Optimizing Ethical Risk Reduction for Medical Intelligent Systems with Constraint Programming
Clotilde Brayé, Aurélien Bricout, Arnaud Gotlieb, Nadjib Lazaar, Quentin Vallet
TL;DR
MISRO addresses the challenge of reducing ethical risk in Medical Intelligent Systems under the EU AI Act by formulating a constrained optimization that jointly quantifies risks, maps them to trustworthy AI requirements, and enforces a reference criticality. Implemented in MiniZinc, MISRO supports three risk-quantification forms (linear, bilinear, quadratic) and is solved with CP, MIP, and SAT backends to compare performance, expressiveness, and scalability. The study shows that CP (notably Chuffed) achieves the best overall runtime and robustness, including higher-quality solutions under time pressure, especially for nonlinear risk formulations. The results suggest CP as a practical core of an automated, adaptive risk-management workflow for MIS, with future work to integrate interactive decision-support and EU Act-aligned governance. $Q^* = \arg\max_Q (\min_j Q_j),\quad C_{Q^*} \le C_{ref}$, and the framework enables dynamic constraint updates in real time as the MIS evolves.
Abstract
Medical Intelligent Systems (MIS) are increasingly integrated into healthcare workflows, offering significant benefits but also raising critical safety and ethical concerns.

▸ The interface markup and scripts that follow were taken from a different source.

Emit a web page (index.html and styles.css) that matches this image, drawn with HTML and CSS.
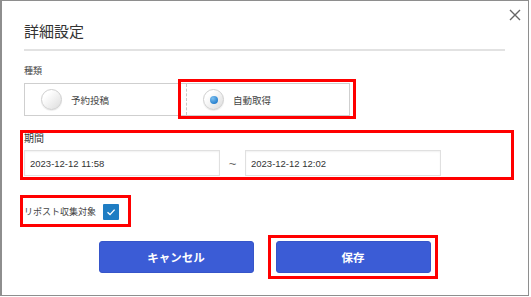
FILE: index.html
```html
<!DOCTYPE html>
<html lang="ja">
<head>
  <meta charset="UTF-8" />
  <meta name="viewport" content="width=device-width, initial-scale=1.0"/>
  <title>詳細設定</title>
  <link rel="stylesheet" href="styles.css">
</head>
<body>
  <div class="dialog">
    <button class="close" aria-label="閉じる">
      <svg width="12" height="12" viewBox="0 0 12 12"><path d="M1 1L11 11M11 1L1 11" stroke="#666" stroke-width="1.4" fill="none"/></svg>
    </button>

    <h1 class="title">詳細設定</h1>

    <div class="field-type">
      <div class="label-small">種類</div>
      <div class="radio-group">
        <label class="option"><span class="radio"></span>予約投稿</label>
        <label class="option checked mark mark-type"><span class="radio"></span>自動取得</label>
      </div>
    </div>

    <div class="period mark mark-period">
      <div class="label">期間</div>
      <div class="range">
        <input class="date" type="text" value="2023-12-12 11:58">
        <span class="tilde">~</span>
        <input class="date" type="text" value="2023-12-12 12:02">
      </div>
    </div>

    <div class="repost mark mark-repost">
      <span>リポスト収集対象</span>
      <span class="check">
        <svg width="16" height="16" viewBox="0 0 16 16"><path d="M4.5 8.3L7 10.6L11.6 5.6" stroke="#fff" stroke-width="1.4" fill="none"/></svg>
      </span>
    </div>

    <div class="actions">
      <button class="btn">キャンセル</button>
      <button class="btn mark mark-save">保存</button>
    </div>
  </div>
</body>
</html>
```

FILE: styles.css
```css
* {
  box-sizing: border-box;
}

body {
  margin: 0;
  background: #fff;
  color: #333;
  font-family: "Noto Sans CJK JP", sans-serif;
}

.dialog {
  position: relative;
  width: 529px;
  height: 296px;
  border: 1px solid #8e8e8e;
  border-left-width: 2px;
  padding: 20px 23px 0 22px;
}

.close {
  position: absolute;
  top: 8px;
  right: 7px;
  width: 12px;
  height: 12px;
  padding: 0;
  border: none;
  background: none;
  display: flex;
}

.title {
  margin: 0;
  font-size: 15px;
  line-height: 20px;
  font-weight: normal;
  color: #333;
  padding-bottom: 8px;
  border-bottom: 2px solid #e2e2e2;
}

.field-type {
  margin-top: 14px;
}

.label-small {
  font-size: 9px;
  line-height: 12px;
  color: #444;
  margin-bottom: 6px;
}

.radio-group {
  display: flex;
  width: 326px;
  height: 33px;
  border: 1px solid #cfcfcf;
}

.option {
  display: flex;
  align-items: center;
  gap: 9px;
  padding-left: 16px;
  font-size: 9.5px;
  color: #444;
}

.option:first-child {
  flex: 0 0 161px;
}

.option + .option {
  flex: 1;
  border-left: 1px dashed #c8c8c8;
}

.radio {
  position: relative;
  width: 21px;
  height: 21px;
  border-radius: 50%;
  border: 1px solid #cfcfcf;
  background: linear-gradient(135deg, #fff 25%, #dcdcdc 100%);
  box-shadow: 0 1px 1px rgba(0, 0, 0, 0.08);
}

.checked .radio::before {
  content: "";
  position: absolute;
  top: 5.5px;
  left: 5.5px;
  width: 8px;
  height: 8px;
  border-radius: 50%;
  background: radial-gradient(circle at 35% 30%, #7cc0f0, #2a82cf 70%);
}

.period {
  margin-top: 14px;
}

.label {
  font-size: 10px;
  line-height: 14px;
  padding-top: 1px;
  color: #333;
  margin-bottom: 5px;
}

.range {
  display: flex;
  align-items: center;
}

.date {
  width: 196px;
  height: 26px;
  margin: 0;
  padding: 0 5px;
  border: 1px solid #e0e0e0;
  box-shadow: inset 0 1px 2px rgba(0, 0, 0, 0.06);
  font-family: "Liberation Sans", "Noto Sans CJK JP", sans-serif;
  font-size: 9.5px;
  color: #333;
  outline: none;
}

.tilde {
  width: 25px;
  text-align: center;
  font-family: "Liberation Sans", sans-serif;
  font-size: 13px;
  color: #666;
}

.repost {
  display: flex;
  align-items: center;
  gap: 7px;
  width: max-content;
  height: 17px;
  margin-top: 27px;
  font-size: 9px;
  color: #444;
}

.check {
  display: flex;
  width: 16px;
  height: 16px;
  border-radius: 1px;
  background: #1f7dc3;
}

.actions {
  display: flex;
  justify-content: center;
  gap: 22px;
  margin-top: 21px;
}

.btn {
  width: 155px;
  height: 32px;
  border: 1px solid #3655c9;
  border-radius: 3px;
  background: #3b5cd6;
  color: #fff;
  font-family: "Noto Sans CJK JP", sans-serif;
  font-size: 11.5px;
  font-weight: bold;
  cursor: pointer;
}

/* red highlight boxes */
.mark {
  position: relative;
}

.mark::after {
  content: "";
  position: absolute;
  border: 3px solid #f00;
  pointer-events: none;
}

.mark-type::after {
  top: -5px;
  bottom: -4px;
  left: -9px;
  right: -7px;
}

.mark-period::after {
  top: 0;
  bottom: -4px;
  left: -4px;
  right: -9px;
}

.mark-repost::after {
  top: -8px;
  bottom: -7px;
  left: -4px;
  right: -12px;
}

.mark-save::after {
  top: -7px;
  bottom: -7px;
  left: -9px;
  right: -8px;
}
```
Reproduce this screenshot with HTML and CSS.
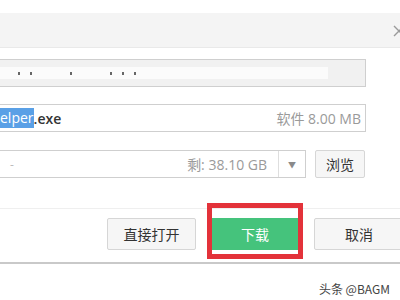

According to the European Union AI Act, most MIS will be classified as high-risk systems, requiring a formal risk management process to ensure compliance with the ethical requirements of trustworthy AI. In this context, we focus on risk reduction optimization problems, which aim to reduce risks with ethical considerations by finding the best balanced assignment of risk assessment values according to their coverage of trustworthy AI ethical requirements. We formalize this problem as a constrained optimization task and investigate three resolution paradigms: Mixed Integer Programming (MIP), Satisfiability (SAT), and Constraint Programming(CP).Our contributions include the mathematical formulation of this optimization problem, its modeling with the Minizinc constraint modeling language, and a comparative experimental study that analyzes the performance, expressiveness, and scalability of each approach to solving. From the identified limits of the methodology, we draw some perspectives of this work regarding the integration of the Minizinc model into a complete trustworthy AI ethical risk management process for MIS.